Did you hear the deafening thud coming out of London SW11 last week? That was the sound of a celebrity tennis player hitting rock bottom.
The NTI newsroom have been amused to bring you the saga of Boris Becker's multitude of misfortune over the past two years, as an example of how genuinely entertaining the Insolvency Act 1986 can be. The good news for the self-styled 'favourite German of Britons' is that he was found not guilty of 20 counts relating to his 2017 bankruptcy; the less good news is the four counts he was found guilty of are belters. Each of them carry a maximum penalty of seven years imprisonment. If you are interested in the detail the offences that made it to the top of the pile are: removal of property, two counts of failing to disclose estate and concealing debt. Yowzer!

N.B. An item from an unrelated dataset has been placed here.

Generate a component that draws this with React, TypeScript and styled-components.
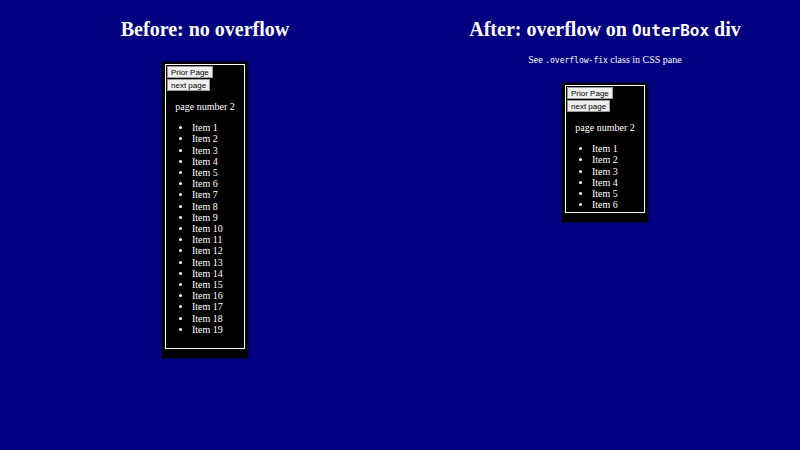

Boris has form; he has a previous conviction for tax evasion and attempted tax evasion in Germany in 2002 (for the record he received a two-year suspended prison sentence and a fine of €300,000 for those) and he has tried his luck by living in the United Kingdom since 2012 ... but the law has caught up with him; a lesson for all ginger Germans who plan to blame a lack of memory and an over-reliance on advisers for stealing from the British public.
The really big news for us insolvency addicts is that this case got to a major criminal court in the first place. Most bankrupts, even the nasty ones, so bad their faces need to be permanently pixilated when appearing on TV running from cameras or being let into the back doors of care homes, reach a deal with the OR, or pay up even a little amount to avoid the glare of the super-trooper. But we guess that most bankrupts don't have £700,000 of trophies to mislay, or a child conceived in a cupboard's modelling career to support.
Despite everything - or maybe, because of it - Boris has always been popular with the British public, and we in the NTI newsroom hope this beneficence will extend to his putative cell-mate following sentencing on 29 April.